> _Goal_
Print word for word the first line of the listing below and every line after it, through the line with "import React from 'react';". Leave out the pictures and the rest.

> _Material provided_
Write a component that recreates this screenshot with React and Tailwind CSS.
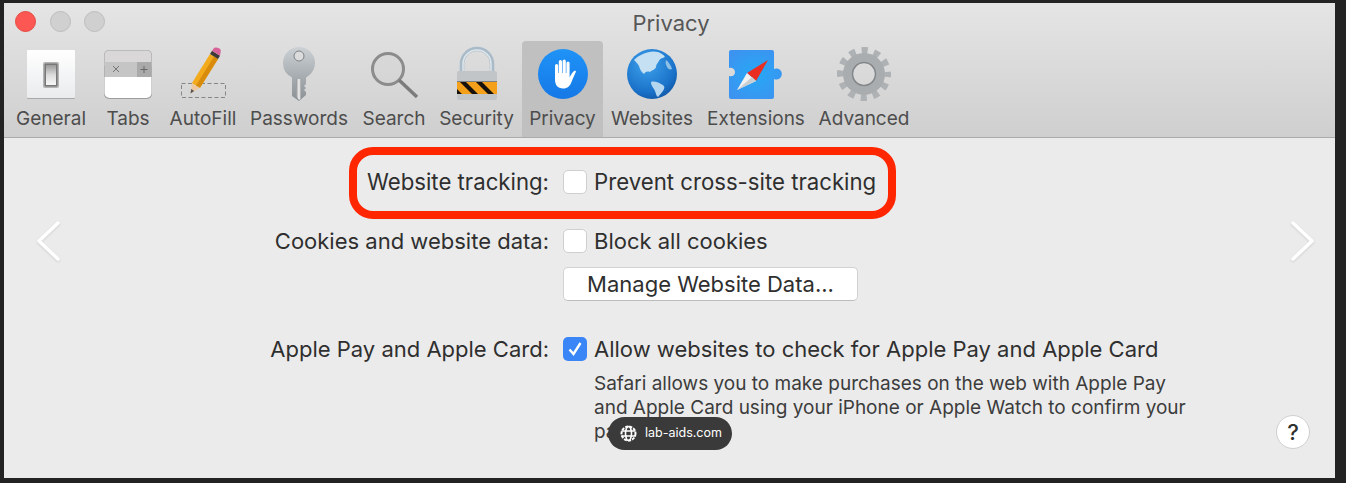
import React from 'react';

const GeneralIcon = () => (
  <svg width="64" height="56" viewBox="0 0 64 56">
    <defs>
      <linearGradient id="generalBg" x1="0" y1="0" x2="0" y2="1">
        <stop offset="0" stopColor="#ffffff" />
        <stop offset="1" stopColor="#e9ebed" />
      </linearGradient>
      <linearGradient id="switchBg" x1="0" y1="0" x2="0" y2="1">
        <stop offset="0" stopColor="#9a9a9a" />
        <stop offset="0.5" stopColor="#dcdcdc" />
        <stop offset="1" stopColor="#f7f7f7" />
      </linearGradient>
    </defs>
    <rect x="8" y="5" width="48" height="48" rx="1" fill="#a9a9a9" />
    <rect x="8" y="4" width="48" height="48" rx="1" fill="url(#generalBg)" />
    <rect x="24" y="16" width="16" height="26" rx="2" fill="#b4b4b4" />
    <rect x="25.5" y="17.5" width="13" height="23" rx="1" fill="#777777" />
    <rect x="27" y="19" width="10" height="20" fill="url(#switchBg)" />
  </svg>
);

const TabsIcon = () => (
  <svg width="64" height="56" viewBox="0 0 64 56">
    <rect x="8" y="4" width="48" height="49" rx="5" fill="#9e9e9e" />
    <path d="M8.5 20V9a4.5 4.5 0 0 1 4.5-4.5h38A4.5 4.5 0 0 1 55.5 9v11z" fill="#d9d7d8" />
    <rect x="8.5" y="16" width="47" height="15" fill="#c5c5c5" />
    <rect x="41" y="16" width="14.5" height="15" fill="#aaaaaa" />
    <path d="M8.5 31h47v16a5 5 0 0 1-5 5h-37a5 5 0 0 1-5-5z" fill="#ffffff" />
    <path d="M17 20l6 6M23 20l-6 6" stroke="#777" strokeWidth="1" fill="none" />
    <path d="M48 20v7M44.5 23.5h7" stroke="#666" strokeWidth="1" fill="none" />
  </svg>
);

const AutoFillIcon = () => (
  <svg width="64" height="56" viewBox="0 0 64 56">
    <rect x="10.5" y="37.5" width="44" height="14" fill="none" stroke="#868686" strokeWidth="1" strokeDasharray="4 2.5" />
    <path d="M19.5 47.5l1.5-10.5 8 4.8z" fill="#eec9a0" />
    <path d="M19.5 47.5l.7-4.4 3 1.8z" fill="#555" />
    <path d="M21 37L39 8l8 5-18 28.8z" fill="#f3aa1b" />
    <path d="M25 39.4L43 10.5l4 2.5-18 28.8z" fill="#d98c0c" />
    <path d="M39 8l2-3.2 8 5L47 13z" fill="#3d3a38" />
    <path d="M41 4.8l1.8-2.6c1-1.4 7-.2 7 2.6L49 9.8z" fill="#d8639b" />
  </svg>
);

const KeyIcon = () => (
  <svg width="64" height="56" viewBox="0 0 64 56">
    <defs>
      <linearGradient id="keyBg" x1="0" y1="0" x2="0" y2="1">
        <stop offset="0" stopColor="#ccd1d5" />
        <stop offset="0.6" stopColor="#a4a9ad" />
        <stop offset="1" stopColor="#8c9196" />
      </linearGradient>
      <linearGradient id="shaftBg" x1="0" y1="0" x2="1" y2="0">
        <stop offset="0" stopColor="#8d8f91" />
        <stop offset="0.6" stopColor="#f4f4f4" />
        <stop offset="1" stopColor="#9a9c9e" />
      </linearGradient>
    </defs>
    <path d="M16 17a16 16 0 1 1 23 14.4V38l-2 2 2 2-2 2 2 2v3l-7 6-7-5V31.4A16 16 0 0 1 16 17z" fill="url(#keyBg)" />
    <circle cx="32" cy="10" r="5" fill="#dcdcdc" stroke="#7d8286" strokeWidth="1" />
    <path d="M29 33h5v20l-2 1-3-4z" fill="url(#shaftBg)" />
  </svg>
);

const SearchIcon = () => (
  <svg width="64" height="56" viewBox="0 0 64 56">
    <circle cx="26" cy="23" r="15.5" fill="#d2d2d2" fillOpacity="0.4" stroke="#8c8c8c" strokeWidth="3" />
    <path d="M37 34l18 17" stroke="#7c7c7c" strokeWidth="3.5" fill="none" />
  </svg>
);

const SecurityIcon = () => (
  <svg width="64" height="56" viewBox="0 0 64 56">
    <defs>
      <clipPath id="lockStripe">
        <rect x="12" y="35" width="40" height="13" />
      </clipPath>
    </defs>
    <path d="M17 26V18a15 15 0 0 1 30 0v8" fill="none" stroke="#a9bbc9" strokeWidth="4.5" />
    <path d="M18 26V18a14 14 0 0 1 28 0v8" fill="none" stroke="#dfe6ea" strokeWidth="1.5" />
    <rect x="12" y="25" width="40" height="29" rx="2" fill="#c2c5c7" />
    <rect x="12" y="35" width="40" height="13" fill="#f5a01a" />
    <g clipPath="url(#lockStripe)">
      <path d="M14 35h6l13 13h-6zM30 35h6l13 13h-6zM2 35h2l13 13h-6z" fill="#17120c" />
    </g>
    <rect x="12" y="35" width="40" height="1" fill="#7f7f7f" />
  </svg>
);

const PrivacyIcon = () => (
  <svg width="64" height="56" viewBox="0 0 64 56">
    <defs>
      <linearGradient id="privacyBg" x1="0" y1="0" x2="0" y2="1">
        <stop offset="0" stopColor="#1f93f7" />
        <stop offset="1" stopColor="#1578e6" />
      </linearGradient>
    </defs>
    <circle cx="32" cy="28" r="25" fill="url(#privacyBg)" />
    <path
      d="M24 33V19.5a1.6 1.6 0 0 1 3.2 0V27h.6V15.5a1.6 1.6 0 0 1 3.2 0V27h.6V15a1.6 1.6 0 0 1 3.2 0V27h.6V17a1.6 1.6 0 0 1 3.2 0V31.5c1-2.2 2.6-5 4.2-6.3 1-.8 2.5-.4 2 .9-1.3 2.8-2.8 6.2-4.4 10.1-1.4 3.6-3.6 6.3-8.4 6.3-5.4 0-8-3.4-8-9.5z"
      fill="#ffffff"
    />
  </svg>
);

const WebsitesIcon = () => (
  <svg width="64" height="56" viewBox="0 0 64 56">
    <defs>
      <radialGradient id="globeBg" cx="0.4" cy="0.3" r="0.8">
        <stop offset="0" stopColor="#3fa2ec" />
        <stop offset="0.7" stopColor="#1a72c9" />
        <stop offset="1" stopColor="#0d4f9c" />
      </radialGradient>
    </defs>
    <circle cx="32" cy="28" r="25" fill="url(#globeBg)" />
    <path d="M14 14c6-6 16-10 24-8 3 1 6 3 7 5-2 1-5 1-6 4-1 2-3 3-3 6-1 3-4 3-6 5-3-1-5 0-6 2-3-2-4-5-5-8-1-2-3-4-5-6z" fill="#c6e0f3" />
    <path d="M31 36c3-1 7 0 10 2 3 1 4 3 3 5-1 3-4 5-6 8-2-1-2-4-3-6-1-3-4-5-4-9z" fill="#b4d6ef" />
    <path d="M46 14c3 2 5 6 6 9-2 1-4 0-5-2s-2-5-1-7z" fill="#8fc0e6" />
  </svg>
);

const ExtensionsIcon = () => (
  <svg width="64" height="56" viewBox="0 0 64 56">
    <defs>
      <radialGradient id="extensionBg" cx="0.5" cy="0.5" r="0.6">
        <stop offset="0" stopColor="#25a9f7" />
        <stop offset="1" stopColor="#3c93f0" />
      </radialGradient>
    </defs>
    <path
      d="M7 4h41a2 2 0 0 1 2 2v17a5.5 5.5 0 1 1 0 10v18a2 2 0 0 1-2 2H7a2 2 0 0 1-2-2V30c4 1 6-1 6-4s-3-5-6-4V6a2 2 0 0 1 2-2z"
      fill="url(#extensionBg)"
    />
    <path d="M44 14L32 35 23 27z" fill="#ea2d22" />
    <path d="M13 44L23 27l9 8z" fill="#f2f2f2" />
    <path d="M13 44L28 31l4 4z" fill="#c9ced3" />
  </svg>
);

const AdvancedIcon = () => (
  <svg width="64" height="56" viewBox="0 0 64 56">
    <circle cx="32" cy="28" r="23.5" fill="none" stroke="#aeb2b5" strokeWidth="7" strokeDasharray="6.15 6.15" strokeDashoffset="3.07" />
    <circle cx="32" cy="28" r="16" fill="none" stroke="#a9adb0" strokeWidth="10" />
    <circle cx="32" cy="28" r="11.5" fill="none" stroke="#83878a" strokeWidth="1.5" />
  </svg>
);

const tabs = [
  { label: 'General', Icon: GeneralIcon, width: 'w-[80px]' },
  { label: 'Tabs', Icon: TabsIcon, width: 'w-[74px]' },
  { label: 'AutoFill', Icon: AutoFillIcon, width: 'w-[76px]' },
  { label: 'Passwords', Icon: KeyIcon, width: 'w-[116px]' },
  { label: 'Search', Icon: SearchIcon, width: 'w-[74px]' },
  { label: 'Security', Icon: SecurityIcon, width: 'w-[91px]' },
  { label: 'Privacy', Icon: PrivacyIcon, width: 'w-[81px]', active: true },
  { label: 'Websites', Icon: WebsitesIcon, width: 'w-[98px]' },
  { label: 'Extensions', Icon: ExtensionsIcon, width: 'w-[110px]' },
  { label: 'Advanced', Icon: AdvancedIcon, width: 'w-[106px]' },
];

const Checkbox = ({ checked }) => (
  <div
    className={
      checked
        ? 'w-[24px] h-[24px] shrink-0 rounded-[5px] bg-[#3b86f7] flex items-center justify-center'
        : 'w-[24px] h-[24px] shrink-0 rounded-[5px] bg-white border border-[#cfcfcf]'
    }
  >
    {checked && (
      <svg width="18" height="18" viewBox="0 0 18 18">
        <path d="M3.5 9.5l4 4.5 7-11" fill="none" stroke="#ffffff" strokeWidth="2.4" />
      </svg>
    )}
  </div>
);

const App = () => {
  return (
    <div
      className="w-[1346px] h-[483px] bg-[#232323] pt-[3px] pl-[4px] overflow-hidden"
      style={{ fontFamily: 'Inter, "Liberation Sans", sans-serif' }}
    >
      <div className="relative w-[1331px] h-[475px] bg-[#ebebeb] flex flex-col">
        {/* Toolbar */}
        <div className="h-[135px] bg-gradient-to-b from-[#e5e5e5] to-[#cfcfcf] border-b border-[#ababab] flex flex-col">
          <div className="h-[38px] relative flex items-center justify-center">
            <div className="absolute left-[11px] top-[8px] flex gap-[13.5px]">
              <div className="w-[21px] h-[21px] rounded-full bg-[#fc5753] border border-[#e5483f]" />
              <div className="w-[21px] h-[21px] rounded-full bg-[#d0d0d0] border border-[#bdbdbd]" />
              <div className="w-[21px] h-[21px] rounded-full bg-[#d0d0d0] border border-[#bdbdbd]" />
            </div>
            <span className="text-[22px] text-[#575757] pt-[3px] pl-[3px]">Privacy</span>
          </div>
          <div className="flex flex-1 pl-[7px]">
            {tabs.map(({ label, Icon, width, active }) => (
              <div
                key={label}
                className={`${width} ${active ? 'bg-[#c0c0c0] rounded-t-[4px]' : ''} flex flex-col items-center pt-[5px]`}
              >
                <Icon />
                <span className="text-[19px] leading-[24px] mt-[5px] text-[#4d4d4d] whitespace-nowrap">{label}</span>
              </div>
            ))}
          </div>
        </div>

        {/* Settings form */}
        <div className="grid grid-cols-[545px_1fr] gap-x-[14px] pt-[32px] text-[22px] leading-[24px] text-[#2f2f2f]">
          <div className="text-right text-[22.2px]">Website tracking:</div>
          <div className="flex items-center gap-[7px]">
            <Checkbox />
            <span className="text-[22.2px]">Prevent cross-site tracking</span>
          </div>

          <div className="text-right mt-[35px]">Cookies and website data:</div>
          <div className="flex items-center gap-[7px] mt-[35px]">
            <Checkbox />
            <span>Block all cookies</span>
          </div>

          <div />
          <div className="mt-[14px]">
            <button className="w-[295px] h-[34px] bg-white rounded-[5px] border border-[#d2d2d2] border-b-[#bdbdbd] text-center text-[#2f2f2f]">
              Manage Website Data...
            </button>
          </div>

          <div className="text-right mt-[36px]">Apple Pay and Apple Card:</div>
          <div className="flex items-center gap-[7px] mt-[36px]">
            <Checkbox checked />
            <span>Allow websites to check for Apple Pay and Apple Card</span>
          </div>

          <div />
          <p className="mt-[11px] pl-[31px] w-[631px] text-[19px] leading-[24px] text-[#3c3c3c]">
            Safari allows you to make purchases on the web with Apple Pay and Apple Card using your iPhone or Apple Watch to confirm your payment.
          </p>
        </div>

        {/* Annotation ring */}
        <div className="absolute left-[345px] top-[144px] w-[547px] h-[72px] rounded-[24px] border-[8px] border-[#ff2600]" />

        {/* Side arrows */}
        <svg className="absolute left-[29px] top-[216px] drop-shadow-[0_1px_1px_rgba(0,0,0,0.12)]" width="30" height="44" viewBox="0 0 30 44">
          <path d="M25 4L6 22l19 18" fill="none" stroke="#ffffff" strokeWidth="3.5" strokeLinecap="round" strokeLinejoin="round" />
        </svg>
        <svg className="absolute left-[1284px] top-[216px] drop-shadow-[0_1px_1px_rgba(0,0,0,0.12)]" width="30" height="44" viewBox="0 0 30 44">
          <path d="M5 4l19 18L5 40" fill="none" stroke="#ffffff" strokeWidth="3.5" strokeLinecap="round" strokeLinejoin="round" />
        </svg>

        {/* Help button */}
        <div className="absolute left-[1272px] top-[412px] w-[34px] h-[34px] rounded-full bg-white border border-[#cfcfcf] flex items-center justify-center text-[22px] font-medium text-[#2f2f2f]">
          ?
        </div>

        {/* Domain chip */}
        <div className="absolute left-[604px] top-[414px] w-[124px] h-[33px] rounded-full bg-[#3a3a3a] flex items-center pl-[12px] gap-[8px] text-[12.5px] text-white">
          <svg width="17" height="17" viewBox="0 0 17 17" fill="none" stroke="#ffffff">
            <circle cx="8.5" cy="8.5" r="7" strokeWidth="2" strokeDasharray="3 1.2" />
            <ellipse cx="8.5" cy="8.5" rx="3" ry="7" strokeWidth="1.6" />
            <path d="M1.5 6h14M1.5 11h14" strokeWidth="1.6" />
          </svg>
          <span>lab-aids.com</span>
        </div>
      </div>
    </div>
  );
};

export default App;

> _Task answer_
Write a component that recreates this screenshot with React and Tailwind CSS.
import React from 'react';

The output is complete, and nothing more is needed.